- _Exercise directions_
Using the data beneath, show every line that includes the word "page".

···

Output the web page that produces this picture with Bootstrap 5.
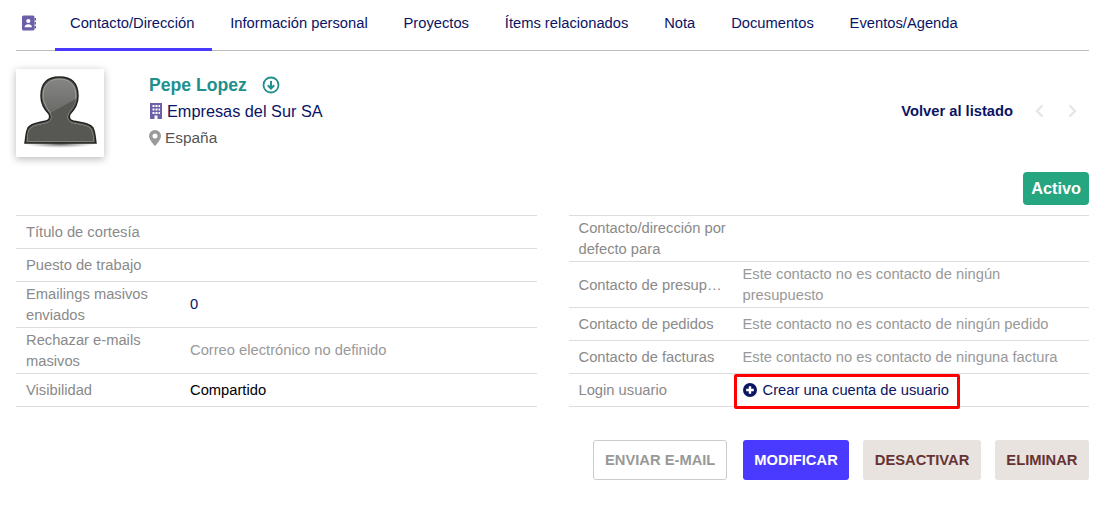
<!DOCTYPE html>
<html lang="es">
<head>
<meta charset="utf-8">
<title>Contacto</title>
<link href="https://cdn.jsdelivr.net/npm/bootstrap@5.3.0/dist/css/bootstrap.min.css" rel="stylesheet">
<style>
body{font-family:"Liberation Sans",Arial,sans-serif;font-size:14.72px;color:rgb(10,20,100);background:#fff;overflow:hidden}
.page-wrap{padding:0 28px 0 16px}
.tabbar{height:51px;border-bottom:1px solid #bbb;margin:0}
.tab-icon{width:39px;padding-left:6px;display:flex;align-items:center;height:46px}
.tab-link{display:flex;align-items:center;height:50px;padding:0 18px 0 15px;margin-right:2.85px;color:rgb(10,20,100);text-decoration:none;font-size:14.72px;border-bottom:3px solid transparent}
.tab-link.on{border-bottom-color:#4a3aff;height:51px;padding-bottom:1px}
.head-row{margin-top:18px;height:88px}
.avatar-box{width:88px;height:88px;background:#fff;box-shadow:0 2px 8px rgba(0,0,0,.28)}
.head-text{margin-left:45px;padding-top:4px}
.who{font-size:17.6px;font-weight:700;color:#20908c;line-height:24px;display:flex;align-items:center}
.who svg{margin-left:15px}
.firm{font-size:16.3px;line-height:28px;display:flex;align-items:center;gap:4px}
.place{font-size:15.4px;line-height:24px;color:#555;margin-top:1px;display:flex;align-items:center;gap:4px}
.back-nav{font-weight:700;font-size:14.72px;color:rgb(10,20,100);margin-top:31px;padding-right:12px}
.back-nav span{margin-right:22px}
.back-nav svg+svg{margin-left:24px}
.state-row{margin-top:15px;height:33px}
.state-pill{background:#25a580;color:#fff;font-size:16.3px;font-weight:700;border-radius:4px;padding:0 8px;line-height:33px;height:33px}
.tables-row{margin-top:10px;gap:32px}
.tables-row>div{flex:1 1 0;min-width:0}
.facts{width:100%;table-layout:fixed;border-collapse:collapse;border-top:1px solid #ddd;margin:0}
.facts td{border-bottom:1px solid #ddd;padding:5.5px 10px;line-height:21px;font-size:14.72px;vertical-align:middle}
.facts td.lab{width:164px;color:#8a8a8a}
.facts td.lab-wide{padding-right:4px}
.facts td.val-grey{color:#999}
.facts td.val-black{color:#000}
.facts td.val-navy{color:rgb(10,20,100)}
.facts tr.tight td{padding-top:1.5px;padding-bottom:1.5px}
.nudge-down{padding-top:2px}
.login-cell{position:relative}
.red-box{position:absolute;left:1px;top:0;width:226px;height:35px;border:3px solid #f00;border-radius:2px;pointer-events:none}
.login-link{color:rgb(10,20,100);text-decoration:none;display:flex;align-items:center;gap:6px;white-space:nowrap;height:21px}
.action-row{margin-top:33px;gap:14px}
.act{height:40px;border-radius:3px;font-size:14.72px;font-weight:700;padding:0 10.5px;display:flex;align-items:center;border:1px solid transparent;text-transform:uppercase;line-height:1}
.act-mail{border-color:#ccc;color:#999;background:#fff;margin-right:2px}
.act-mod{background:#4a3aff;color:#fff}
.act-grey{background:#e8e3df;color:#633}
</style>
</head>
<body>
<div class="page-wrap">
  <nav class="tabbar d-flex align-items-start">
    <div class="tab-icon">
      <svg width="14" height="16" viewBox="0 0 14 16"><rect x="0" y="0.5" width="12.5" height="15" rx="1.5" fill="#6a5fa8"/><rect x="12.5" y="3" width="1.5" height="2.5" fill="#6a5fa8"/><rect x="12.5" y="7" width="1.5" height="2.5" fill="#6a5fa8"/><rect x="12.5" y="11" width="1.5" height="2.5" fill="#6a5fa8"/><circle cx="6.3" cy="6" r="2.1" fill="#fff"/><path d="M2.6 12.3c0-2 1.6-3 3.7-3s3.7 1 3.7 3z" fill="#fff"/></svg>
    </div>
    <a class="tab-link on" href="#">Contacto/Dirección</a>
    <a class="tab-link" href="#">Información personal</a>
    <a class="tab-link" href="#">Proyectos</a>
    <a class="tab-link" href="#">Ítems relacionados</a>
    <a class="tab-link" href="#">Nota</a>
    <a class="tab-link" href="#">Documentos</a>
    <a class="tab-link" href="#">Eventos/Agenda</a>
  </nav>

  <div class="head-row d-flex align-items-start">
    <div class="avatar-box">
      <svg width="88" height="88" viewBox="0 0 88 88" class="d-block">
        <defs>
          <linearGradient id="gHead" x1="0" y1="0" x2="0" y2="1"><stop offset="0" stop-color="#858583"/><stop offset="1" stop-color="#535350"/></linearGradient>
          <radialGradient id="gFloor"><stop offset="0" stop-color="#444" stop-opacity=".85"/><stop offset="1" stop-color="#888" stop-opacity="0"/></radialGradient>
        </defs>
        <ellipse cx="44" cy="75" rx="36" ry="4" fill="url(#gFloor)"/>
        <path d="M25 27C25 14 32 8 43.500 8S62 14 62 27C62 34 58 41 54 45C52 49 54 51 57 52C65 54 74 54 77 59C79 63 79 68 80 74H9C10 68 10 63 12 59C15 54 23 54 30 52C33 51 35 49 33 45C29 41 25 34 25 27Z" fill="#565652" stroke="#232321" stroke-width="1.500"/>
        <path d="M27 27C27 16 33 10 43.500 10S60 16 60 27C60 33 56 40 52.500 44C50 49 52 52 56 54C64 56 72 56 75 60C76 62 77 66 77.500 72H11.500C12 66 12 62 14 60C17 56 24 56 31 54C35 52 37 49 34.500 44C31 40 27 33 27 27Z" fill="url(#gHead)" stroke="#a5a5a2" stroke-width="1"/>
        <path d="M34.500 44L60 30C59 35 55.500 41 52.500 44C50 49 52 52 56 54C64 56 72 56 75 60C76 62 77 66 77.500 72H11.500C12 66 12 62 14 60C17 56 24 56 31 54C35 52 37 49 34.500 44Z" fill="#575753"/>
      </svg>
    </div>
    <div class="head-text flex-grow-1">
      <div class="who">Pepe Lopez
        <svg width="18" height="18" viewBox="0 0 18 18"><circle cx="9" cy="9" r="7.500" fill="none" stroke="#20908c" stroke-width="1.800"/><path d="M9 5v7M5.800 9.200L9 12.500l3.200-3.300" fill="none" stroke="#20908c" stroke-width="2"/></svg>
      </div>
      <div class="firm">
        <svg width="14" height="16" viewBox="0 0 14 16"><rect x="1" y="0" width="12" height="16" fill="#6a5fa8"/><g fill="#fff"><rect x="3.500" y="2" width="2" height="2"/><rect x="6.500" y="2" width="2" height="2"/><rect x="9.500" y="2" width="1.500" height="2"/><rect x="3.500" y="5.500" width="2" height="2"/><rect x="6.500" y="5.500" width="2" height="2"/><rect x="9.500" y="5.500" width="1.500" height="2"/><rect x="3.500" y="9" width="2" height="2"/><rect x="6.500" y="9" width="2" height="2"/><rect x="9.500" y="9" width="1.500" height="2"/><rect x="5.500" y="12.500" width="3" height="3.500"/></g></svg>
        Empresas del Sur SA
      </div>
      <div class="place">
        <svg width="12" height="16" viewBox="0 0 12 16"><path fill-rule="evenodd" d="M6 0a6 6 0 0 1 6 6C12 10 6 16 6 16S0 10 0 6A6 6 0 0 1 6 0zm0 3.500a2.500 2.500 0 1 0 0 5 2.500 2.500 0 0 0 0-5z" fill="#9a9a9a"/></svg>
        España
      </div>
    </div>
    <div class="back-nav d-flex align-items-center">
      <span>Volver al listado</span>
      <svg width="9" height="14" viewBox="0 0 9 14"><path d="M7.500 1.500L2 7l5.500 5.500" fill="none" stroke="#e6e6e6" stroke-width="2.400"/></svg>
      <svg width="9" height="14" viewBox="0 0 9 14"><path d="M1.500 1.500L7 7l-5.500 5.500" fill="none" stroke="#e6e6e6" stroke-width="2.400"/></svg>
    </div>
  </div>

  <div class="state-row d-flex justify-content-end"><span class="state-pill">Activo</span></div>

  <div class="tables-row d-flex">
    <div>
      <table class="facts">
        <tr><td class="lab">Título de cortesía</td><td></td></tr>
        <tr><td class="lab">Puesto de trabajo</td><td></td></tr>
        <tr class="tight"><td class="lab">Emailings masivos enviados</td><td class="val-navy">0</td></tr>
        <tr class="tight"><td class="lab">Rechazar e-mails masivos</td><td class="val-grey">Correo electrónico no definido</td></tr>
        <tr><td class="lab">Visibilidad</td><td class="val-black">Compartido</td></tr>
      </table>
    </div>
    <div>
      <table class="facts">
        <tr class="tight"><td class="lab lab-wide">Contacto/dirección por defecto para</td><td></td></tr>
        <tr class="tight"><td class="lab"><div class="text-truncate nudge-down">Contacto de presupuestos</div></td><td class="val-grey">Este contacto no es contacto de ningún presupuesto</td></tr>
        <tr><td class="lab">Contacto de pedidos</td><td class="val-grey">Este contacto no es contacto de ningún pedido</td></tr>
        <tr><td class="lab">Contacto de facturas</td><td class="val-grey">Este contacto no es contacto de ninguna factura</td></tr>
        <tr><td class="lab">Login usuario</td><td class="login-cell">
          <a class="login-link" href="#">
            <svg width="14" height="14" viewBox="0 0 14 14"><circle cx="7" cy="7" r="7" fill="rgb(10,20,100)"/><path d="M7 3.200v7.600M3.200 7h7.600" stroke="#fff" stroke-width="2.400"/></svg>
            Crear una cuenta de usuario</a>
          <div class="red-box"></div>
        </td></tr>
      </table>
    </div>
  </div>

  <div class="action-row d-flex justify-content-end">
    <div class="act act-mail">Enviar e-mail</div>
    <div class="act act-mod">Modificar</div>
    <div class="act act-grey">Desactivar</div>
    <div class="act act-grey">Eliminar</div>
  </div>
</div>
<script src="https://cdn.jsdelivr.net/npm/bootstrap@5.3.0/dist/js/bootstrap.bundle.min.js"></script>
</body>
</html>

···

- _Solution to this task_
Output the web page that produces this picture with Bootstrap 5.
.page-wrap{padding:0 28px 0 16px}
<div class="page-wrap">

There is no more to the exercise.